◆ AVAILABLE DATA:
○ ○ ○ ○ ○ ○ ○

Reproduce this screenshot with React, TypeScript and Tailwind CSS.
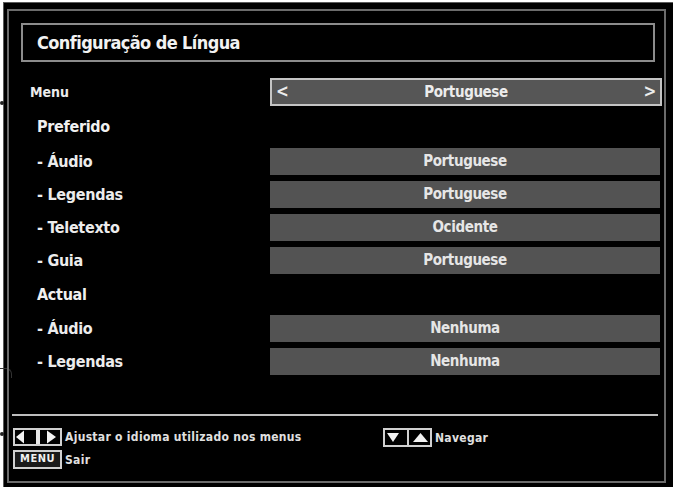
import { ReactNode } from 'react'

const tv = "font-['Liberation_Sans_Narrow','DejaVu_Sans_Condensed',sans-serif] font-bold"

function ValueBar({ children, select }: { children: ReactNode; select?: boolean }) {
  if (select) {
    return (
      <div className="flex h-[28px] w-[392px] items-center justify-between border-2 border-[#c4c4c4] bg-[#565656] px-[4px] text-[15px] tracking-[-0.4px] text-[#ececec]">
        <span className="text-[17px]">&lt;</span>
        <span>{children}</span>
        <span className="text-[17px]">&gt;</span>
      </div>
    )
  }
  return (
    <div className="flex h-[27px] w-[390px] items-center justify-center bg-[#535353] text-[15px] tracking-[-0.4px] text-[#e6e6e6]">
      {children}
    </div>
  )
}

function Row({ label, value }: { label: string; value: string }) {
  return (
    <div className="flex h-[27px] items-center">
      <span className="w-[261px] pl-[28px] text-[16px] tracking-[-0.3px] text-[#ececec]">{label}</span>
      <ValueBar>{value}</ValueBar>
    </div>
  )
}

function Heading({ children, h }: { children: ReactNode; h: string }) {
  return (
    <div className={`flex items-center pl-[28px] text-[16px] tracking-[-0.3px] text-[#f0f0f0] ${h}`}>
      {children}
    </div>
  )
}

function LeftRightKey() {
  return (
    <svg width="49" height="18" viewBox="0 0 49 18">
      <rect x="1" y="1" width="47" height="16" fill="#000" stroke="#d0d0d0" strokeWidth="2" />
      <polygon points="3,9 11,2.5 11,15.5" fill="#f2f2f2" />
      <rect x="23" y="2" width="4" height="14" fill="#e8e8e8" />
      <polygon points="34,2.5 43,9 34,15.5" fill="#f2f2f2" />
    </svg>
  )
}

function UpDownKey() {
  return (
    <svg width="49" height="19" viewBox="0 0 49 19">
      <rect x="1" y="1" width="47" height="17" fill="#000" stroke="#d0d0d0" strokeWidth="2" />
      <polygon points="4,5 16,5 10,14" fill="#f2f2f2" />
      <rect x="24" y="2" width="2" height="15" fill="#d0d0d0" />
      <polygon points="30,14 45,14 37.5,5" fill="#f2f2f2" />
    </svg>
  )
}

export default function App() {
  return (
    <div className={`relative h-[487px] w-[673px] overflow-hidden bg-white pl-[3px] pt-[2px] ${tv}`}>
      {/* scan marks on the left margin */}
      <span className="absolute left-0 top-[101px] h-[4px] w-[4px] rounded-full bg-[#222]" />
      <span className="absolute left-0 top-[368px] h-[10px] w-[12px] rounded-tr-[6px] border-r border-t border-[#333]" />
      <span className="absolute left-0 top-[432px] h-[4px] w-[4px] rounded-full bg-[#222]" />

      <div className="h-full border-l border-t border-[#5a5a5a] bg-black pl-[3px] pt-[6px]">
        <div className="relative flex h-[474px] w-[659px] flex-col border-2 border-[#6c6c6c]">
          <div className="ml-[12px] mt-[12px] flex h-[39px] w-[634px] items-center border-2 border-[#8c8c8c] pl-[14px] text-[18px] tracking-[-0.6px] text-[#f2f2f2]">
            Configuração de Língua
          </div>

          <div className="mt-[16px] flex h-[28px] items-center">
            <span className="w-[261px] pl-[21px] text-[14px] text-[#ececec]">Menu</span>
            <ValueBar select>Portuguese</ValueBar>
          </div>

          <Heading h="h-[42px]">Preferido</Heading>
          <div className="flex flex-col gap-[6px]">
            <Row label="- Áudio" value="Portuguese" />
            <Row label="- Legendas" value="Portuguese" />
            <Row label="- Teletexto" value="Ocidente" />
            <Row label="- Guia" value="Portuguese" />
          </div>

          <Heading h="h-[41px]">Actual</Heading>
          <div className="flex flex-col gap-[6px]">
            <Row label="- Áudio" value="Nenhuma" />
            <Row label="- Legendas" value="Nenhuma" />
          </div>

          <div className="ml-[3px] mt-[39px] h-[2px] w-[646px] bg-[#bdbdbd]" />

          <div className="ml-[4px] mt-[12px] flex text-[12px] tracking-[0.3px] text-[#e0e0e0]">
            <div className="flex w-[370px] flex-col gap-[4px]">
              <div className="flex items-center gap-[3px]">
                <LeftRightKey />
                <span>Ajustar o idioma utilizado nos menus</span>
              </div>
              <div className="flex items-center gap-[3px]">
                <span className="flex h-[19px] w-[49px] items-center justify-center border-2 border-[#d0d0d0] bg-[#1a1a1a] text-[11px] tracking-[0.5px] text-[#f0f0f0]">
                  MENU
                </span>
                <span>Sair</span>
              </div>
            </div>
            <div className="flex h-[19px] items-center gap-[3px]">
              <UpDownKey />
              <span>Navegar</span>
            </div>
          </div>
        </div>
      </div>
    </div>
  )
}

○ ○ ○ ○ ○ ○ ○

◆ SHORT PROBLEM: All the lines above are to be given again exactly as they read, with the pictures removed.

◆ FINISHED ANSWER:
Reproduce this screenshot with React, TypeScript and Tailwind CSS.
import { ReactNode } from 'react'

const tv = "font-['Liberation_Sans_Narrow','DejaVu_Sans_Condensed',sans-serif] font-bold"

function ValueBar({ children, select }: { children: ReactNode; select?: boolean }) {
  if (select) {
    return (
      <div className="flex h-[28px] w-[392px] items-center justify-between border-2 border-[#c4c4c4] bg-[#565656] px-[4px] text-[15px] tracking-[-0.4px] text-[#ececec]">
        <span className="text-[17px]">&lt;</span>
        <span>{children}</span>
        <span className="text-[17px]">&gt;</span>
      </div>
    )
  }
  return (
    <div className="flex h-[27px] w-[390px] items-center justify-center bg-[#535353] text-[15px] tracking-[-0.4px] text-[#e6e6e6]">
      {children}
    </div>
  )
}

function Row({ label, value }: { label: string; value: string }) {
  return (
    <div className="flex h-[27px] items-center">
      <span className="w-[261px] pl-[28px] text-[16px] tracking-[-0.3px] text-[#ececec]">{label}</span>
      <ValueBar>{value}</ValueBar>
    </div>
  )
}

function Heading({ children, h }: { children: ReactNode; h: string }) {
  return (
    <div className={`flex items-center pl-[28px] text-[16px] tracking-[-0.3px] text-[#f0f0f0] ${h}`}>
      {children}
    </div>
  )
}

function LeftRightKey() {
  return (
    <svg width="49" height="18" viewBox="0 0 49 18">
      <rect x="1" y="1" width="47" height="16" fill="#000" stroke="#d0d0d0" strokeWidth="2" />
      <polygon points="3,9 11,2.5 11,15.5" fill="#f2f2f2" />
      <rect x="23" y="2" width="4" height="14" fill="#e8e8e8" />
      <polygon points="34,2.5 43,9 34,15.5" fill="#f2f2f2" />
    </svg>
  )
}

function UpDownKey() {
  return (
    <svg width="49" height="19" viewBox="0 0 49 19">
      <rect x="1" y="1" width="47" height="17" fill="#000" stroke="#d0d0d0" strokeWidth="2" />
      <polygon points="4,5 16,5 10,14" fill="#f2f2f2" />
      <rect x="24" y="2" width="2" height="15" fill="#d0d0d0" />
      <polygon points="30,14 45,14 37.5,5" fill="#f2f2f2" />
    </svg>
  )
}

export default function App() {
  return (
    <div className={`relative h-[487px] w-[673px] overflow-hidden bg-white pl-[3px] pt-[2px] ${tv}`}>
      {/* scan marks on the left margin */}
      <span className="absolute left-0 top-[101px] h-[4px] w-[4px] rounded-full bg-[#222]" />
      <span className="absolute left-0 top-[368px] h-[10px] w-[12px] rounded-tr-[6px] border-r border-t border-[#333]" />
      <span className="absolute left-0 top-[432px] h-[4px] w-[4px] rounded-full bg-[#222]" />

      <div className="h-full border-l border-t border-[#5a5a5a] bg-black pl-[3px] pt-[6px]">
        <div className="relative flex h-[474px] w-[659px] flex-col border-2 border-[#6c6c6c]">
          <div className="ml-[12px] mt-[12px] flex h-[39px] w-[634px] items-center border-2 border-[#8c8c8c] pl-[14px] text-[18px] tracking-[-0.6px] text-[#f2f2f2]">
            Configuração de Língua
          </div>

          <div className="mt-[16px] flex h-[28px] items-center">
            <span className="w-[261px] pl-[21px] text-[14px] text-[#ececec]">Menu</span>
            <ValueBar select>Portuguese</ValueBar>
          </div>

          <Heading h="h-[42px]">Preferido</Heading>
          <div className="flex flex-col gap-[6px]">
            <Row label="- Áudio" value="Portuguese" />
            <Row label="- Legendas" value="Portuguese" />
            <Row label="- Teletexto" value="Ocidente" />
            <Row label="- Guia" value="Portuguese" />
          </div>

          <Heading h="h-[41px]">Actual</Heading>
          <div className="flex flex-col gap-[6px]">
            <Row label="- Áudio" value="Nenhuma" />
            <Row label="- Legendas" value="Nenhuma" />
          </div>

          <div className="ml-[3px] mt-[39px] h-[2px] w-[646px] bg-[#bdbdbd]" />

          <div className="ml-[4px] mt-[12px] flex text-[12px] tracking-[0.3px] text-[#e0e0e0]">
            <div className="flex w-[370px] flex-col gap-[4px]">
              <div className="flex items-center gap-[3px]">
                <LeftRightKey />
                <span>Ajustar o idioma utilizado nos menus</span>
              </div>
              <div className="flex items-center gap-[3px]">
                <span className="flex h-[19px] w-[49px] items-center justify-center border-2 border-[#d0d0d0] bg-[#1a1a1a] text-[11px] tracking-[0.5px] text-[#f0f0f0]">
                  MENU
                </span>
                <span>Sair</span>
              </div>
            </div>
            <div className="flex h-[19px] items-center gap-[3px]">
              <UpDownKey />
              <span>Navegar</span>
            </div>
          </div>
        </div>
      </div>
    </div>
  )
}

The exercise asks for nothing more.